A margem.

Afogamento Escrevo agora para que o moço não se enforque dentro de mim. Não quero despejar ninguém atingido de dentro desse corpo otário, que dá pouca razão pra quem morre dentro dele. A tinta da caneta escorre devagarzinho do tubo sufocado de azul. Eu nunca vi sangue azul. Mas nunca vi tantas outras coisas, que azul sangue é apenas mais uma delas. Eu já vi coisas que fazem sentido, para os outros, e que eu tomo para mim, e sigo-os como se minhas convicções as fossem. Convicção é bobagem, diz o moço dentro do corpo, otário, vacilão, querendo se manifestar. Convicção é bobagem para quem não tem pernas nem braços, para quem não precisa a partir delas, se orientar. Crê então no nada que te invade e começa a expelir a morte que te envolve, para que o nada te cerque e te engula, absorva de ti o nada que te compõe, jovem rapaz. Escrevo com piedade, para que ele não morra.
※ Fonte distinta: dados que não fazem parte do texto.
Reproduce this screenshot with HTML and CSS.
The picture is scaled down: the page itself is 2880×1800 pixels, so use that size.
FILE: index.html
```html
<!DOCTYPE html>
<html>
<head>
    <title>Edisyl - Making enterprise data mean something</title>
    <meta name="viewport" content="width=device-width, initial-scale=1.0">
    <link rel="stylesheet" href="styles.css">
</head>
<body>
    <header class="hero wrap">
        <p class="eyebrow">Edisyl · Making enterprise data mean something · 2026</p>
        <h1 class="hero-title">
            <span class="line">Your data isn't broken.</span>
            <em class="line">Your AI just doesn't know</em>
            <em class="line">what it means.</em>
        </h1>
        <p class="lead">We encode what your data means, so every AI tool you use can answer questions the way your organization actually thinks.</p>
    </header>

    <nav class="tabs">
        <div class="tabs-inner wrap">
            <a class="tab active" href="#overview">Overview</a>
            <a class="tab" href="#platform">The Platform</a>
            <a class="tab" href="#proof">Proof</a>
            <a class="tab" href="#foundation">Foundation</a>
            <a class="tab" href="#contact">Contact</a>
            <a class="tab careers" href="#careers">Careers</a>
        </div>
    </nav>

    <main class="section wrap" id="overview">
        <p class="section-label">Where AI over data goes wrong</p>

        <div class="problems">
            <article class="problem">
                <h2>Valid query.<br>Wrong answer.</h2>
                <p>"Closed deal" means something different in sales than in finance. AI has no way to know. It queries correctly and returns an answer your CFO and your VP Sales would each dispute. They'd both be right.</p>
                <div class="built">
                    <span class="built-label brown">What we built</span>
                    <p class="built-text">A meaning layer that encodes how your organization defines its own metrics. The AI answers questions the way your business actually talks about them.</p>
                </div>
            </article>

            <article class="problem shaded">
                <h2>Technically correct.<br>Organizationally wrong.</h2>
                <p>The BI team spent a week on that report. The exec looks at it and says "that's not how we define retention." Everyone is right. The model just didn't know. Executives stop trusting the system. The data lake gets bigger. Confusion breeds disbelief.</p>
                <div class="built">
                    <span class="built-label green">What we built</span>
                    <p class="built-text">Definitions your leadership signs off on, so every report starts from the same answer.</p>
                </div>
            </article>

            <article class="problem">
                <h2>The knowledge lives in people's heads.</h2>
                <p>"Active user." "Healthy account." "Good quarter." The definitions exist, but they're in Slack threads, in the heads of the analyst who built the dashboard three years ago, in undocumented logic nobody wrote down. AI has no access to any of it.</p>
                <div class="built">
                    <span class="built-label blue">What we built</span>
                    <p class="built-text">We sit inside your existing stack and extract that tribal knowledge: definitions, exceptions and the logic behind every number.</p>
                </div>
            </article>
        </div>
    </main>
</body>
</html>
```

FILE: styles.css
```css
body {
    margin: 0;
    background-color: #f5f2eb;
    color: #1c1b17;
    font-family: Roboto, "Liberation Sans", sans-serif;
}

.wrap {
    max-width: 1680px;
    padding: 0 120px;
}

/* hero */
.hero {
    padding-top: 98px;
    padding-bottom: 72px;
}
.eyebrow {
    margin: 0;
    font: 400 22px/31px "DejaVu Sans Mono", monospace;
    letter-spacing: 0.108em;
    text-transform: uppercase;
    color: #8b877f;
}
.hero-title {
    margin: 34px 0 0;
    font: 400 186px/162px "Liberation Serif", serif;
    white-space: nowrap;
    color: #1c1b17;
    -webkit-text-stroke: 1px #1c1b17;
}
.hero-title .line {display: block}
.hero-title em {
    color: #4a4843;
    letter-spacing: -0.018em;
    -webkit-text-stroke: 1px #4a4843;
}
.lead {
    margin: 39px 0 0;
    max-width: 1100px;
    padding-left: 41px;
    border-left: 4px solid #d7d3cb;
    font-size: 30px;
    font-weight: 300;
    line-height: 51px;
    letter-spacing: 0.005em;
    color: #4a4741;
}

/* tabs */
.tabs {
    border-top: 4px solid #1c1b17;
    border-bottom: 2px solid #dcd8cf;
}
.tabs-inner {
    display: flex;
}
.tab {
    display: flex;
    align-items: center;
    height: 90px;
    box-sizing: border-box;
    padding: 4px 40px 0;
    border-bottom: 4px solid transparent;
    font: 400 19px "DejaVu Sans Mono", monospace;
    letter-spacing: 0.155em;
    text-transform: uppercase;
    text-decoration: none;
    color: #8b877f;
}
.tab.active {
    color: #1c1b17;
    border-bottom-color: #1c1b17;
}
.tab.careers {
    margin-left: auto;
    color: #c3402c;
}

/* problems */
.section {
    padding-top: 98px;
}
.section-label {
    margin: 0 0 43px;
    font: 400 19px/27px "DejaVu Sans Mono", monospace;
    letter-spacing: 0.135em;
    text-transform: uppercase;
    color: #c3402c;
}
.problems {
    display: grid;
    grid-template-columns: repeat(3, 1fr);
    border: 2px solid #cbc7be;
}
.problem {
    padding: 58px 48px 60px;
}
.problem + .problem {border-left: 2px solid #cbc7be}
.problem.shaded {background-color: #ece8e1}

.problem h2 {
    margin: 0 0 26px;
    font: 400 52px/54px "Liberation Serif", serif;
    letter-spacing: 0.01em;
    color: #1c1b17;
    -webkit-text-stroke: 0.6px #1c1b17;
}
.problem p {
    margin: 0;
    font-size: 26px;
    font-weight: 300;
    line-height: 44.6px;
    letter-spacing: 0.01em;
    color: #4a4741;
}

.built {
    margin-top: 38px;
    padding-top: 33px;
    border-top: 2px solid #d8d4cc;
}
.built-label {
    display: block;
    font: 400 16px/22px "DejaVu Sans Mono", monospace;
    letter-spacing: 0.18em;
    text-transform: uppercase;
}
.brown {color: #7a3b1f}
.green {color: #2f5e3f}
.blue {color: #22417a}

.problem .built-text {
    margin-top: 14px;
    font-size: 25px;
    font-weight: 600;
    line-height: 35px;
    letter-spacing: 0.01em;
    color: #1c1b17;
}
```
Mas há tanto sintomas de que sua morte se aproxima, parece rondá-lo, o dragão da morte. Talvez nem haja o que fazer para roubá-lo desse destino trágico, porque, mesmo escrevendo e relutando devolvê-lo, ele parece estar às margens de mim, e minha tinta azul o alaga como se o mar sangrento fosse. Morre afogado, o coitado.

2 comentários:

Rubens disse...

gostei =D

Graziela Sá H. disse...

Nunca viste sangue azul? Então precisa urgentemente causar-me uma ferida física pra ver jorrar de mim um líquido espesso e cianótico.
Que leitura profunda, meu amigo. Consigo ouvir os gritos da sua alma daqui. Sem dúvida tu és um homem que ousa e se permiti ir ao mais profundo da dor. Mas penso que ao fazer isso você busca tirar do incompreensível seu verdadeiro sentido.